Nov 10, 2025 11:17 PM in response to Pdupontp

What’s happening is OneDrive caches and placeholder files are stored deep inside your ~/Library/CloudStorage and ~/Library/Application Support folders, and macOS classifies those under System Data, not Documents.


When you synced or backed up OneDrive locally, macOS indexed all those files and temporarily duplicated metadata, inflating System Data. Once you removed the local copies, it recalculated and shrank back. iCloud and OneDrive can coexist just fine, but having both sync large datasets locally often causes this kind of bloat.


The fix is to keep OneDrive in “Files On-Demand” mode so it doesn’t mirror everything on disk, that keeps System Data clean and your SSD have breathing space.
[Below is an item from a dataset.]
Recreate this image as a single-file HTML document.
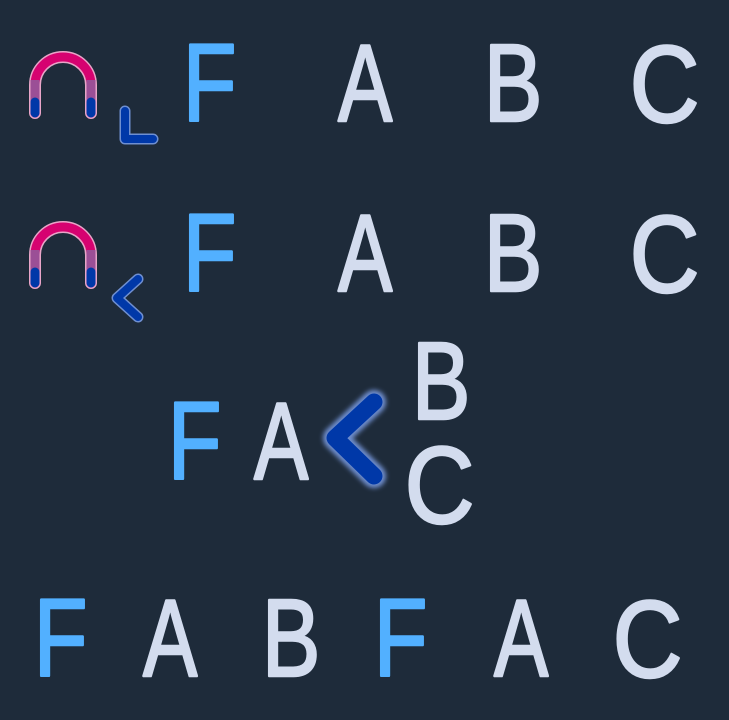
<!DOCTYPE html>
<html><head><meta charset="utf-8"><style>
html,body{margin:0;padding:0;background:#1e2b3a;}
svg{display:block}
text{font-family:"Liberation Sans",sans-serif;font-size:110px;stroke-width:2.5;stroke-linejoin:round}
.f{fill:#52b0ff;stroke:#52b0ff}
.l{fill:#d3dcee;stroke:#d3dcee}
</style></head><body>
<svg width="729" height="720" viewBox="0 0 729 720" xmlns="http://www.w3.org/2000/svg">
<defs>
<filter id="g" x="-50%" y="-50%" width="200%" height="200%"><feGaussianBlur stdDeviation="2.5"/></filter>
</defs>
<g>
<path d="M35 113 V85 A28 28 0 0 1 91 85 V113" fill="none" stroke="#e9a5c8" stroke-width="12" stroke-linecap="round"/>
<path d="M35 113 V85 A28 28 0 0 1 91 85 V113" fill="none" stroke="#d60270" stroke-width="9" stroke-linecap="round"/>
<path d="M35 80 V102 M91 80 V102" stroke="#9b4f96" stroke-width="9"/>
<path d="M35 102 V113 M91 102 V113" stroke="#0038a8" stroke-width="9" stroke-linecap="round"/>
</g>
<g transform="translate(0,170)">
<path d="M35 113 V85 A28 28 0 0 1 91 85 V113" fill="none" stroke="#e9a5c8" stroke-width="12" stroke-linecap="round"/>
<path d="M35 113 V85 A28 28 0 0 1 91 85 V113" fill="none" stroke="#d60270" stroke-width="9" stroke-linecap="round"/>
<path d="M35 80 V102 M91 80 V102" stroke="#9b4f96" stroke-width="9"/>
<path d="M35 102 V113 M91 102 V113" stroke="#0038a8" stroke-width="9" stroke-linecap="round"/>
</g>
<path d="M125 111 V139 H153" fill="none" stroke="#6f8fd0" stroke-width="11" stroke-linecap="round" stroke-linejoin="round"/>
<path d="M125 111 V139 H153" fill="none" stroke="#0038a8" stroke-width="8" stroke-linecap="round" stroke-linejoin="round"/>
<path d="M138 279 L117 298 L138 317" fill="none" stroke="#6f8fd0" stroke-width="11" stroke-linecap="round" stroke-linejoin="round"/>
<path d="M138 279 L117 298 L138 317" fill="none" stroke="#0038a8" stroke-width="8" stroke-linecap="round" stroke-linejoin="round"/>
<path d="M374 402 L335 438 L374 476" fill="none" stroke="#6f8fd0" stroke-width="24" stroke-linecap="round" stroke-linejoin="round" filter="url(#g)"/>
<path d="M374 402 L335 438 L374 476" fill="none" stroke="#0038a8" stroke-width="17" stroke-linecap="round" stroke-linejoin="round"/>

<g transform="translate(190,121) scale(0.8,1)"><text class="f" x="-9">F</text></g>
<g transform="translate(338,121) scale(0.74,1)"><text class="l" x="0">A</text></g>
<g transform="translate(491,121) scale(0.8,1)"><text class="l" x="-9">B</text></g>
<g transform="translate(634,122) scale(0.88,1)"><text class="l" x="-5">C</text></g>

<g transform="translate(190,291) scale(0.8,1)"><text class="f" x="-9">F</text></g>
<g transform="translate(338,291) scale(0.74,1)"><text class="l" x="0">A</text></g>
<g transform="translate(491,291) scale(0.8,1)"><text class="l" x="-9">B</text></g>
<g transform="translate(634,292) scale(0.88,1)"><text class="l" x="-5">C</text></g>

<g transform="translate(175,479) scale(0.8,1)"><text class="f" x="-9">F</text></g>
<g transform="translate(254,479) scale(0.74,1)"><text class="l" x="0">A</text></g>
<g transform="translate(419,419) scale(0.8,1)"><text class="l" x="-9">B</text></g>
<g transform="translate(409,523) scale(0.88,1)"><text class="l" x="-5">C</text></g>

<g transform="translate(41,676) scale(0.8,1)"><text class="f" x="-9">F</text></g>
<g transform="translate(143,676) scale(0.74,1)"><text class="l" x="0">A</text></g>
<g transform="translate(269,676) scale(0.8,1)"><text class="l" x="-9">B</text></g>
<g transform="translate(381,676) scale(0.8,1)"><text class="f" x="-9">F</text></g>
<g transform="translate(494,676) scale(0.74,1)"><text class="l" x="0">A</text></g>
<g transform="translate(617,677) scale(0.88,1)"><text class="l" x="-5">C</text></g>
</svg>
</body></html>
Nov 10, 2025 7:07 PM in response to Pdupontp

Generally regarding System Data, see this User Tip:

How to free up ‘System Data’ and other st… - Apple Community


You can certainly have OneDrive and iCloud Drive running on the same Mac, I do. There is an option to store OneDrive files locally, in which case they'll take up space on your drive. I don't keep enough on OneDirve to matter for my 2 TB internal drive, but given their storage location (several folders deep in the ~/Library folder), macOS/Spotlight will include them in System Data.